Are we "all [both sides]working towards the same goal"? Big Ed Reform's vision of education is vastly different than mine (and unfortunately I don't have millions of dollars of lobbying money.

"we can combine resources"? Whose? Big Ed represents ed management companies, test companies, anti-labor free marketers.

If would indeed be nice to work together, but the Reform agenda doesn't have a place for discussion, for collaboration, for utilizing all the various resources...they have their plan all figured out, and they have little room for combining resources, unless it is a giving in of "one side" to the demands they make.

Really, it's war - There is a well-oiled machine crunching across the fields, attempting to destroy public education and replace it with the free market. I should work with the machine? I should climb onboard?
Carol Simmons said…
Charlie asked if we were going to give a 45 second speech at the Alliance 4 Ed Breakfast what would we say.

Jim would say:
"One of the greatest strengths of our democracy has been the social mobility made possible by our public education system. It would be wonderful if our school boards, superintendents, political parties, legislators and economic think tanks would commit themselves to preserving and strengthening the "Public" aspects of our public education systems."

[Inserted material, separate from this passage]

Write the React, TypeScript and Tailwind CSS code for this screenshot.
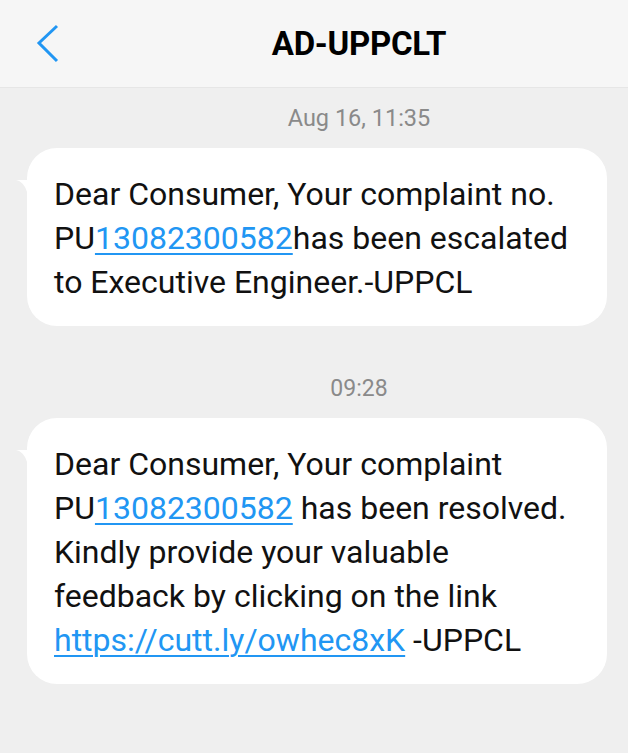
import React from "react";

const font = { fontFamily: "Roboto, 'Noto Sans', sans-serif" };

function Tail() {
  return (
    <svg
      className="absolute left-[-11px] top-[32px]"
      width="14"
      height="14"
      viewBox="0 0 14 14"
    >
      <path d="M0 0 L14 0 L14 14 L11 12 C9 5 5 1 0 0 Z" fill="#ffffff" />
    </svg>
  );
}

function Bubble({ children, pt }: { children: React.ReactNode; pt: string }) {
  return (
    <div className={`relative ml-[27px] mr-[21px] bg-white rounded-[30px] pl-[27px] pr-[16px] pb-[22px] ${pt}`}>
      <Tail />
      <div className="text-[32px] leading-[44px] text-[#111111]">{children}</div>
    </div>
  );
}

function Link({ children }: { children: React.ReactNode }) {
  return <span className="text-[#2196f3] underline decoration-[2px] underline-offset-[4px]">{children}</span>;
}

export default function App() {
  return (
    <div className="w-[628px] h-[753px] bg-[#efefef] overflow-hidden" style={font}>
      <div className="relative h-[88px] bg-[#f6f6f6] border-b border-[#e6e6e6] flex items-center">
        <svg className="absolute left-[30px] top-[24px]" width="32" height="40" viewBox="0 0 32 40">
          <path d="M27 2 L9 19 L27 37" fill="none" stroke="#2196f3" strokeWidth="3" />
        </svg>
        <div className="w-full pl-[90px] text-center text-[33px] font-bold text-black leading-none tracking-[-0.3px]">
          AD-UPPCLT
        </div>
      </div>

      <div className="mt-[19px] pl-[90px] text-center text-[23.5px] leading-[22px] text-[#8a8a8a]">
        Aug 16, 11:35
      </div>

      <div className="mt-[19px]">
        <Bubble pt="pt-[24px]">
          <div className="whitespace-nowrap">Dear Consumer, Your complaint no.</div>
          <div className="whitespace-nowrap">
            PU<Link>13082300582</Link>has been escalated
          </div>
          <div className="whitespace-nowrap">to Executive Engineer.-UPPCL</div>
        </Bubble>
      </div>

      <div className="mt-[52px] pl-[90px] text-center text-[23px] leading-[22px] text-[#8a8a8a]">
        09:28
      </div>

      <div className="mt-[18px]">
        <Bubble pt="pt-[24px]">
          <div className="whitespace-nowrap">Dear Consumer, Your complaint</div>
          <div className="whitespace-nowrap">
            PU<Link>13082300582</Link> has been resolved.
          </div>
          <div className="whitespace-nowrap">Kindly provide your valuable</div>
          <div className="whitespace-nowrap">feedback by clicking on the link</div>
          <div className="whitespace-nowrap">
            <Link>https://cutt.ly/owhec8xK</Link> -UPPCL
          </div>
        </Bubble>
      </div>
    </div>
  );
}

I would not attend but if I did I would say:
"Education in its fullest sense is not measurable two or three times a year by the application of standardized tests, but is clearly visible to all in the tolerance, appreciation of diversity, equitable treatment and creativity which result from a truly effective and responsible education."

I would hope that the Alliance would give Melissa and Charlie a front row table and honor Chris Jackins, Dora Taylor, Sahilia, Don Alexander, Rita Green and Dan Dempsey at the event.